# Source data start

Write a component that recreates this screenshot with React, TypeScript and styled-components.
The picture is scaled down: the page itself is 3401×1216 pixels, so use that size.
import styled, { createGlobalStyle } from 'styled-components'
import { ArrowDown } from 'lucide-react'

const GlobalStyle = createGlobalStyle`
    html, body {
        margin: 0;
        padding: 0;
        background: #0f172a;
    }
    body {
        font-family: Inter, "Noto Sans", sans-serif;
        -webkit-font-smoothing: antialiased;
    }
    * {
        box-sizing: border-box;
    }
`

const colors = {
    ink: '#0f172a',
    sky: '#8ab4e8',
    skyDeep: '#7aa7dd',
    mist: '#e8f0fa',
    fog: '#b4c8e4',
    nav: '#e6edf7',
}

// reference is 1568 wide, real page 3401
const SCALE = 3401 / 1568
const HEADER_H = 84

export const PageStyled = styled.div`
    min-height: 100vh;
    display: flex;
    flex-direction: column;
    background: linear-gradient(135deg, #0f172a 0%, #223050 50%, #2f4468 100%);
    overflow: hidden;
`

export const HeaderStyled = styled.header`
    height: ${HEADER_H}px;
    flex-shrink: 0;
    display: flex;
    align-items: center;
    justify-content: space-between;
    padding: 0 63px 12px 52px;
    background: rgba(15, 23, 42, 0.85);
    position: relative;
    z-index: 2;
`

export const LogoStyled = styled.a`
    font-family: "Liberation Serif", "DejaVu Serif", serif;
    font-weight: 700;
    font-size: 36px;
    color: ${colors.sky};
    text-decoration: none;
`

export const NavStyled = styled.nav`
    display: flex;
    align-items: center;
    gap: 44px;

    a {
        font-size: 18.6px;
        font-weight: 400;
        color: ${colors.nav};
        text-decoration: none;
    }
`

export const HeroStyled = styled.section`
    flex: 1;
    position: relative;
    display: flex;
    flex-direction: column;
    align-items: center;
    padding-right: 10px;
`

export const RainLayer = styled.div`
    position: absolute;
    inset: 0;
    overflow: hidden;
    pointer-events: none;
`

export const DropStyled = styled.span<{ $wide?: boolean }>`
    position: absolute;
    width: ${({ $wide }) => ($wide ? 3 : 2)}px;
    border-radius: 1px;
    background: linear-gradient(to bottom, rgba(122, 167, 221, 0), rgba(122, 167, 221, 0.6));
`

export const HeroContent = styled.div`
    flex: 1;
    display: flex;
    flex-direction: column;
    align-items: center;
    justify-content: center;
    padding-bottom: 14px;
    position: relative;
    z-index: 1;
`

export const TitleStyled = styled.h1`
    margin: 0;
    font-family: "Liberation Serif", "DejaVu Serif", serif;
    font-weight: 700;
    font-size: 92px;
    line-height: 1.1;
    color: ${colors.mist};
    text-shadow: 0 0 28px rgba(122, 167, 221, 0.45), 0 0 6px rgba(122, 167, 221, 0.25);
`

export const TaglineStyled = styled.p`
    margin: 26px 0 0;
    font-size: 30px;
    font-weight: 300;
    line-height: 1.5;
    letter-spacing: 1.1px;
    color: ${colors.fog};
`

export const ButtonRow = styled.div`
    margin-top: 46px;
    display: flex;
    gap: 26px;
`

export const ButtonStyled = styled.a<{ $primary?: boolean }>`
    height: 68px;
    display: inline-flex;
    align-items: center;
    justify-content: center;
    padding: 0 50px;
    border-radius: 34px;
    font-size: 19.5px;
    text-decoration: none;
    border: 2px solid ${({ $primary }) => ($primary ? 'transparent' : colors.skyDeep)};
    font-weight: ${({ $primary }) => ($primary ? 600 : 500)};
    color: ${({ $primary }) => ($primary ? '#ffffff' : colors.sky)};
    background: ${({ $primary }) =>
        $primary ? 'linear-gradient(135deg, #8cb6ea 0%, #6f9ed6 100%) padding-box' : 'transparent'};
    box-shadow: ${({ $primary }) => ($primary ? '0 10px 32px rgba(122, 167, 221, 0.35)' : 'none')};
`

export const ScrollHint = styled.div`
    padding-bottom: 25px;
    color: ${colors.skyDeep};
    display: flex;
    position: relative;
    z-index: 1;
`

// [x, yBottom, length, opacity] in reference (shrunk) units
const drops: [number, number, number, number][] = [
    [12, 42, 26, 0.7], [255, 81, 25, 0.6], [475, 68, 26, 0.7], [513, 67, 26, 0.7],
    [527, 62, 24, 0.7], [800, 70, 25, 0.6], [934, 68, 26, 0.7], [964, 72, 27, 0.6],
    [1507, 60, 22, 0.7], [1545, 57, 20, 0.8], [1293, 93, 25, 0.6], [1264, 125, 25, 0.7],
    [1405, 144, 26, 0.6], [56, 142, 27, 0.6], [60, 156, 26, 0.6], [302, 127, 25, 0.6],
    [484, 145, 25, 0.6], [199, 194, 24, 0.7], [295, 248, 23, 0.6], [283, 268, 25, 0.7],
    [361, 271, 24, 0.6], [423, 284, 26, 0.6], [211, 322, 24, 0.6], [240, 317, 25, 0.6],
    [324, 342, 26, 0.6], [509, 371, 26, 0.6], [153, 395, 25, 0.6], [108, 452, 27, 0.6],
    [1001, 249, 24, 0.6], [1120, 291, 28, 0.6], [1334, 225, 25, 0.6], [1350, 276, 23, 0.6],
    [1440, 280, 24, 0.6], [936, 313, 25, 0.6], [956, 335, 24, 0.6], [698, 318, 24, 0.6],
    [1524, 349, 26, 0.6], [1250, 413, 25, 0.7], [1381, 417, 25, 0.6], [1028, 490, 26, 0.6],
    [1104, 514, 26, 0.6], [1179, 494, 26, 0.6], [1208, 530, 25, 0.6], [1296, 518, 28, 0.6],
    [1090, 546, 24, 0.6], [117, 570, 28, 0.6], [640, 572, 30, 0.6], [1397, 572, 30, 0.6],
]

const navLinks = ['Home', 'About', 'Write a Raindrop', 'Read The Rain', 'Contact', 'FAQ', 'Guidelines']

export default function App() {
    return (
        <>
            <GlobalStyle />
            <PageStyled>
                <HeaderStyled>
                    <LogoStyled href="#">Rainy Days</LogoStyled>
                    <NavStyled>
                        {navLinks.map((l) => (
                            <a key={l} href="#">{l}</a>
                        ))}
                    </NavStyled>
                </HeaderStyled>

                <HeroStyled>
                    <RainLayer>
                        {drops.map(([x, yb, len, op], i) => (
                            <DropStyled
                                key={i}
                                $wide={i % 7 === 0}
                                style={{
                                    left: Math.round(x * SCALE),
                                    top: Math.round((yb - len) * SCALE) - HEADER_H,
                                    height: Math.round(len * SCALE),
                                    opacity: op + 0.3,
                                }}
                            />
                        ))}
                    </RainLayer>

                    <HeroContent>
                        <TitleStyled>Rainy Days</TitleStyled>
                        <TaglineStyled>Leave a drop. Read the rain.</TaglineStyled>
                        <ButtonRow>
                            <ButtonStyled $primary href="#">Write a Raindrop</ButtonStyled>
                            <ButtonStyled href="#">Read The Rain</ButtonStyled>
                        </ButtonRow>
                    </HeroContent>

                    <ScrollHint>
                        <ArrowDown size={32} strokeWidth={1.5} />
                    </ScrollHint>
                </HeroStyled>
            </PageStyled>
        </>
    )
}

# Source data end

## Stated task
Each line above is to be repeated exactly.

## Task output
Write a component that recreates this screenshot with React, TypeScript and styled-components.
The picture is scaled down: the page itself is 3401×1216 pixels, so use that size.
import styled, { createGlobalStyle } from 'styled-components'
import { ArrowDown } from 'lucide-react'

const GlobalStyle = createGlobalStyle`
    html, body {
        margin: 0;
        padding: 0;
        background: #0f172a;
    }
    body {
        font-family: Inter, "Noto Sans", sans-serif;
        -webkit-font-smoothing: antialiased;
    }
    * {
        box-sizing: border-box;
    }
`

const colors = {
    ink: '#0f172a',
    sky: '#8ab4e8',
    skyDeep: '#7aa7dd',
    mist: '#e8f0fa',
    fog: '#b4c8e4',
    nav: '#e6edf7',
}

// reference is 1568 wide, real page 3401
const SCALE = 3401 / 1568
const HEADER_H = 84

export const PageStyled = styled.div`
    min-height: 100vh;
    display: flex;
    flex-direction: column;
    background: linear-gradient(135deg, #0f172a 0%, #223050 50%, #2f4468 100%);
    overflow: hidden;
`

export const HeaderStyled = styled.header`
    height: ${HEADER_H}px;
    flex-shrink: 0;
    display: flex;
    align-items: center;
    justify-content: space-between;
    padding: 0 63px 12px 52px;
    background: rgba(15, 23, 42, 0.85);
    position: relative;
    z-index: 2;
`

export const LogoStyled = styled.a`
    font-family: "Liberation Serif", "DejaVu Serif", serif;
    font-weight: 700;
    font-size: 36px;
    color: ${colors.sky};
    text-decoration: none;
`

export const NavStyled = styled.nav`
    display: flex;
    align-items: center;
    gap: 44px;

    a {
        font-size: 18.6px;
        font-weight: 400;
        color: ${colors.nav};
        text-decoration: none;
    }
`

export const HeroStyled = styled.section`
    flex: 1;
    position: relative;
    display: flex;
    flex-direction: column;
    align-items: center;
    padding-right: 10px;
`

export const RainLayer = styled.div`
    position: absolute;
    inset: 0;
    overflow: hidden;
    pointer-events: none;
`

export const DropStyled = styled.span<{ $wide?: boolean }>`
    position: absolute;
    width: ${({ $wide }) => ($wide ? 3 : 2)}px;
    border-radius: 1px;
    background: linear-gradient(to bottom, rgba(122, 167, 221, 0), rgba(122, 167, 221, 0.6));
`

export const HeroContent = styled.div`
    flex: 1;
    display: flex;
    flex-direction: column;
    align-items: center;
    justify-content: center;
    padding-bottom: 14px;
    position: relative;
    z-index: 1;
`

export const TitleStyled = styled.h1`
    margin: 0;
    font-family: "Liberation Serif", "DejaVu Serif", serif;
    font-weight: 700;
    font-size: 92px;
    line-height: 1.1;
    color: ${colors.mist};
    text-shadow: 0 0 28px rgba(122, 167, 221, 0.45), 0 0 6px rgba(122, 167, 221, 0.25);
`

export const TaglineStyled = styled.p`
    margin: 26px 0 0;
    font-size: 30px;
    font-weight: 300;
    line-height: 1.5;
    letter-spacing: 1.1px;
    color: ${colors.fog};
`

export const ButtonRow = styled.div`
    margin-top: 46px;
    display: flex;
    gap: 26px;
`

export const ButtonStyled = styled.a<{ $primary?: boolean }>`
    height: 68px;
    display: inline-flex;
    align-items: center;
    justify-content: center;
    padding: 0 50px;
    border-radius: 34px;
    font-size: 19.5px;
    text-decoration: none;
    border: 2px solid ${({ $primary }) => ($primary ? 'transparent' : colors.skyDeep)};
    font-weight: ${({ $primary }) => ($primary ? 600 : 500)};
    color: ${({ $primary }) => ($primary ? '#ffffff' : colors.sky)};
    background: ${({ $primary }) =>
        $primary ? 'linear-gradient(135deg, #8cb6ea 0%, #6f9ed6 100%) padding-box' : 'transparent'};
    box-shadow: ${({ $primary }) => ($primary ? '0 10px 32px rgba(122, 167, 221, 0.35)' : 'none')};
`

export const ScrollHint = styled.div`
    padding-bottom: 25px;
    color: ${colors.skyDeep};
    display: flex;
    position: relative;
    z-index: 1;
`

// [x, yBottom, length, opacity] in reference (shrunk) units
const drops: [number, number, number, number][] = [
    [12, 42, 26, 0.7], [255, 81, 25, 0.6], [475, 68, 26, 0.7], [513, 67, 26, 0.7],
    [527, 62, 24, 0.7], [800, 70, 25, 0.6], [934, 68, 26, 0.7], [964, 72, 27, 0.6],
    [1507, 60, 22, 0.7], [1545, 57, 20, 0.8], [1293, 93, 25, 0.6], [1264, 125, 25, 0.7],
    [1405, 144, 26, 0.6], [56, 142, 27, 0.6], [60, 156, 26, 0.6], [302, 127, 25, 0.6],
    [484, 145, 25, 0.6], [199, 194, 24, 0.7], [295, 248, 23, 0.6], [283, 268, 25, 0.7],
    [361, 271, 24, 0.6], [423, 284, 26, 0.6], [211, 322, 24, 0.6], [240, 317, 25, 0.6],
    [324, 342, 26, 0.6], [509, 371, 26, 0.6], [153, 395, 25, 0.6], [108, 452, 27, 0.6],
    [1001, 249, 24, 0.6], [1120, 291, 28, 0.6], [1334, 225, 25, 0.6], [1350, 276, 23, 0.6],
    [1440, 280, 24, 0.6], [936, 313, 25, 0.6], [956, 335, 24, 0.6], [698, 318, 24, 0.6],
    [1524, 349, 26, 0.6], [1250, 413, 25, 0.7], [1381, 417, 25, 0.6], [1028, 490, 26, 0.6],
    [1104, 514, 26, 0.6], [1179, 494, 26, 0.6], [1208, 530, 25, 0.6], [1296, 518, 28, 0.6],
    [1090, 546, 24, 0.6], [117, 570, 28, 0.6], [640, 572, 30, 0.6], [1397, 572, 30, 0.6],
]

const navLinks = ['Home', 'About', 'Write a Raindrop', 'Read The Rain', 'Contact', 'FAQ', 'Guidelines']

export default function App() {
    return (
        <>
            <GlobalStyle />
            <PageStyled>
                <HeaderStyled>
                    <LogoStyled href="#">Rainy Days</LogoStyled>
                    <NavStyled>
                        {navLinks.map((l) => (
                            <a key={l} href="#">{l}</a>
                        ))}
                    </NavStyled>
                </HeaderStyled>

                <HeroStyled>
                    <RainLayer>
                        {drops.map(([x, yb, len, op], i) => (
                            <DropStyled
                                key={i}
                                $wide={i % 7 === 0}
                                style={{
                                    left: Math.round(x * SCALE),
                                    top: Math.round((yb - len) * SCALE) - HEADER_H,
                                    height: Math.round(len * SCALE),
                                    opacity: op + 0.3,
                                }}
                            />
                        ))}
                    </RainLayer>

                    <HeroContent>
                        <TitleStyled>Rainy Days</TitleStyled>
                        <TaglineStyled>Leave a drop. Read the rain.</TaglineStyled>
                        <ButtonRow>
                            <ButtonStyled $primary href="#">Write a Raindrop</ButtonStyled>
                            <ButtonStyled href="#">Read The Rain</ButtonStyled>
                        </ButtonRow>
                    </HeroContent>

                    <ScrollHint>
                        <ArrowDown size={32} strokeWidth={1.5} />
                    </ScrollHint>
                </HeroStyled>
            </PageStyled>
        </>
    )
}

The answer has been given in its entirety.